Si capisce quindi quale sia l’attesa in Uruguay, Cile, Bolivia, Argentina per lo svolgersi di questo processo. I familiari delle vittime hanno subito una mutilazione insanabile e nessuna astrazione giuridica potrà mai rendere l’aberrazione e la ferocia di quegli anni. 
Molti uomini e donne vennero rintracciati e sequestrati nei Paesi dove erano fuggiti da esuli a testimonianza della fitta rete di complicità fra Intelligence dei diversi Stati che diedero vita al Piano Condor. Aída Celia Sanz Fernández aveva 26 anni, era un’uruguayana esule in Argentina. All’epoca del suo sequestro era incinta di 8 mesi. Venne torturata e le fu indotto brutalmente il parto. La figlia neonata le fu sottratta e ha potuto recuperare la sua identità a 22 anni grazie alle Abuelas di Plaza de Majo. Oggi la nipote ricorre alla giustizia italiana rappresentata dall’avvocata Marta Lucisano la quale sottolinea l’importanza di questo processo anche per tradurre queste tragiche pagine della storia, nel sapere condiviso, soprattutto per le giovani generazioni.

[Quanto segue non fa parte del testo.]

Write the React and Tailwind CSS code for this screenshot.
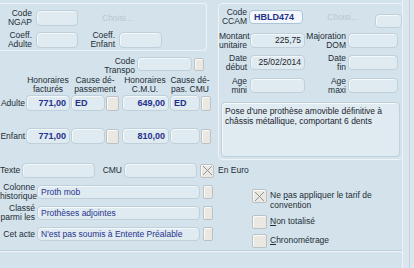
import React from 'react';

const field = 'rounded-[4px] border border-[#bfd0db] bg-[#dfeaf1] shadow-[inset_1px_1px_0_#f3f8fa] flex items-center px-[3px] shrink-0';
const btn = 'rounded-[2px] border border-[#b8c2c8] bg-[#ebe8e1] shadow-[inset_1px_1px_0_#fbfaf7] shrink-0';

function Label({ w, children, className = '' }) {
  return (
    <div className={`shrink-0 text-right leading-[9px] ${className}`} style={{ width: w }}>
      {children}
    </div>
  );
}

function Cross({ className = '' }) {
  return (
    <div className={`${btn} flex items-center justify-center ${className}`}>
      <svg width="11" height="11" viewBox="0 0 11 11">
        <path d="M1 1 L10 10 M10 1 L1 10" stroke="#8e9499" strokeWidth="1" fill="none" />
      </svg>
    </div>
  );
}

function AmountRow({ label, a, b, c, d, className = '' }) {
  return (
    <div className={`flex items-center h-[16px] ${className}`}>
      <Label w="25px">{label}</Label>
      <div className={`${field} w-[44px] h-[16px] ml-[1px] justify-end font-bold text-[9px] text-[#24308c]`}>{a}</div>
      <div className={`${field} w-[34px] h-[16px] ml-[1px] font-bold text-[9px] text-[#24308c]`}>{b}</div>
      <div className={`${btn} w-[13px] h-[15px] ml-[1px]`} />
      <div className={`${field} w-[47px] h-[16px] ml-[3px] justify-end font-bold text-[9px] text-[#24308c]`}>{c}</div>
      <div className={`${field} w-[30px] h-[16px] ml-[1px] font-bold text-[9px] text-[#24308c]`}>{d}</div>
      <div className={`${btn} w-[10px] h-[15px] ml-[1px]`} />
    </div>
  );
}

function ListRow({ top, bottom, value, className = '' }) {
  return (
    <div className={`flex items-center h-[14px] ${className}`}>
      <Label w="35px">{top}{bottom && <br />}{bottom}</Label>
      <div className={`${field} w-[163px] h-[14px] ml-[2px] text-[#27348c]`}>{value}</div>
      <div className={`${btn} w-[10px] h-[14px] ml-[3px]`} />
    </div>
  );
}

function CheckRow({ checked, children, className = '' }) {
  return (
    <div className={`flex items-start ${className}`}>
      {checked ? <Cross className="w-[15px] h-[14px]" /> : <div className={`${btn} w-[15px] h-[14px]`} />}
      <div className="ml-[3px] pt-[1px] leading-[10px]">{children}</div>
    </div>
  );
}

function DateRow({ l1, l2, v1, r1, r2, className = '' }) {
  return (
    <div className={`flex items-center h-[15px] ${className}`}>
      <Label w="28px">{l1}<br />{l2}</Label>
      <div className={`${field} w-[55px] h-[15px] ml-[3px] justify-end text-[#1d242b]`}>{v1}</div>
      <Label w="41px">{r1}<br />{r2}</Label>
      <div className={`${field} w-[50px] h-[15px] ml-[2px]`} />
    </div>
  );
}

export default function App() {
  return (
    <div className="w-[414px] h-[268px] overflow-hidden bg-[#d4e2eb] flex font-['Liberation_Sans',Arial,sans-serif] text-[8.5px] leading-[9px] text-[#232d35]">
      <div className="w-[403px] shrink-0 flex flex-col border-r border-[#eef4f8]">
        {/* top section */}
        <div className="h-[160px] flex pt-[3px] shrink-0">
          <div className="w-[212px] shrink-0 flex flex-col">
            <div className="w-[207px] h-[48px] border border-l-0 border-[#edf3f7] rounded-r-[4px] pt-[6px] flex flex-col">
              <div className="flex items-center h-[16px]">
                <Label w="32px">Code<br />NGAP</Label>
                <div className={`${field} w-[42px] h-[16px] ml-[4px]`} />
                <span className="ml-[24px] text-[#bac7d0]">Choisi...</span>
              </div>
              <div className="flex items-center h-[16px] mt-[6px]">
                <Label w="32px">Coeff.<br />Adulte</Label>
                <div className={`${field} w-[42px] h-[16px] ml-[4px]`} />
                <Label w="37px">Coeff.<br />Enfant</Label>
                <div className={`${field} w-[43px] h-[16px] ml-[4px]`} />
              </div>
            </div>
            <div className="flex items-center h-[14px] mt-[6px]">
              <Label w="135px" className="pt-[3px]">Code<br />Transpo</Label>
              <div className={`${field} w-[55px] h-[14px] ml-[2px]`} />
              <div className={`${btn} w-[10px] h-[13px] ml-[2px]`} />
            </div>
            <div className="flex mt-[5px] h-[18px] leading-[9px] text-center">
              <div className="w-[26px]" />
              <div className="w-[44px]">Honoraires<br />facturés</div>
              <div className="w-[50px]">Cause dé-<br />passement</div>
              <div className="w-[50px]">Honoraires<br />C.M.U.</div>
              <div className="w-[40px]">Cause dé-<br />pas. CMU</div>
            </div>
            <AmountRow className="mt-[1px]" label="Adulte" a="771,00" b="ED" c="649,00" d="ED" />
            <AmountRow className="mt-[17px]" label="Enfant" a="771,00" b="" c="810,00" d="" />
          </div>

          <div className="ml-[6px] w-[185px] h-[157px] border border-[#edf3f7] rounded-[4px] flex flex-col pt-[6px]">
            <div className="flex items-center h-[14px]">
              <Label w="28px">Code<br />CCAM</Label>
              <div className="ml-[2px] w-[57px] h-[14px] rounded-[4px] border border-[#adc3d8] bg-[#f4f8fc] flex items-center px-[4px] font-bold text-[9px] text-[#24308c]">HBLD474</div>
              <span className="ml-[24px] text-[#bac7d0]">Choisi...</span>
              <div className={`${field} w-[27px] h-[14px] ml-[17px] mt-[8px]`} />
            </div>
            <DateRow className="mt-[9px]" l1="Montant" l2="unitaire" v1="225,75" r1="Majoration" r2="DOM" />
            <DateRow className="mt-[7px]" l1="Date" l2="début" v1="25/02/2014" r1="Date" r2="fin" />
            <DateRow className="mt-[8px]" l1="Age" l2="mini" v1="" r1="Age" r2="maxi" />
            <div className={`${field} !items-start ml-[2px] mt-[9px] w-[179px] h-[55px] pt-[3px] leading-[10px] text-[#1d242b]`}>
              Pose d'une prothèse amovible définitive à<br />châssis métallique, comportant 6 dents
            </div>
          </div>
        </div>

        {/* Texte row */}
        <div className="flex items-center h-[15px] mt-[3px]">
          <Label w="20px">Texte</Label>
          <div className={`${field} w-[73px] h-[15px] ml-[2px]`} />
          <Label w="27px">CMU</Label>
          <div className={`${field} w-[73px] h-[15px] ml-[2px]`} />
          <Cross className="w-[14px] h-[14px] ml-[3px]" />
          <span className="ml-[4px]">En Euro</span>
        </div>

        {/* lists and checks */}
        <div className="flex h-[70px]">
          <div className="w-[213px] shrink-0 flex flex-col pt-[7px]">
            <ListRow top="Colonne" bottom="historique" value="Proth mob" />
            <ListRow className="mt-[7px]" top="Classé" bottom="parmi les" value="Prothèses adjointes" />
            <ListRow className="mt-[7px]" top="Cet acte" value="N'est pas soumis à Entente Préalable" />
          </div>
          <div className="ml-[39px] flex flex-col pt-[11px]">
            <CheckRow checked>Ne <span className="underline">p</span>as appliquer le tarif de<br />convention</CheckRow>
            <CheckRow className="mt-[5px]"><span className="underline">N</span>on totalisé</CheckRow>
            <CheckRow className="mt-[5px]"><span className="underline">C</span>hronométrage</CheckRow>
          </div>
        </div>

        <div className="mt-[2px] border-t border-[#bccdd8] shadow-[0_1px_0_#eef4f8]" />
      </div>
      <div className="w-[7px] shrink-0 bg-[#d9e6ee] border-r border-[#c3d3de]" />
      <div className="flex-1 bg-[#dbe7ef]" />
    </div>
  );
}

Il valore di questo processo che si svolge a 40 anni di distanza in un Paese lontano, ha davvero una portata storica e una connotazione di universalità. Non solo è il doveroso riconoscimento ai parenti dei desaparecidos, un’intera generazione sterminata in un contesto dominato dalla violazione sistematica di ogni diritto e dalla totale impunità. Il suo significato scavalca i confini storico-geografici dei fatti sotto giudizio, per servire da monito alle derive che offendono l’umanità anche nei nostri giorni.
Gli avvocati di parte civile non nascondono che si tratti di un percorso irto di difficoltà. Innanzitutto occorre esaminare una mole incredibile di documenti fra cui quelli contenenti informative e verbali di incontri fra Presidenti e Segretari di Stato e le relazioni elaborate dalle Commissioni della pace, come quella Cilena e Argentina. Operazione indispensabile per comprendere il contesto storico e ricostituire i mezzi attraverso cui giungere a una sentenza per ogni singolo caso. Un altro problema è relativo all’esistenza di testimonianze di persone che non ci sono più. Occorre inoltre accertare le responsabilità di coloro che, pur non avendo operato direttamente, hanno comunque avuto un ruolo in quegli accadimenti. Senza parlare delle difficoltà (economiche, di notifiche, di traduzione) connesse alla necessità di ascoltare più di 167 testimoni dell’accusa, oltre ai testimoni introdotti dalla difesa e dalle difese di parte civile.
Infine questo Processo ci pone ancor più di fronte a un’urgenza: quella di introdurre nel nostro ordinamento penale il reato di tortura e quello di sparizione forzata, crimini contro l’umanità secondo la Corte Penale Internazionale, cui l’Italia ha aderito nel 1998.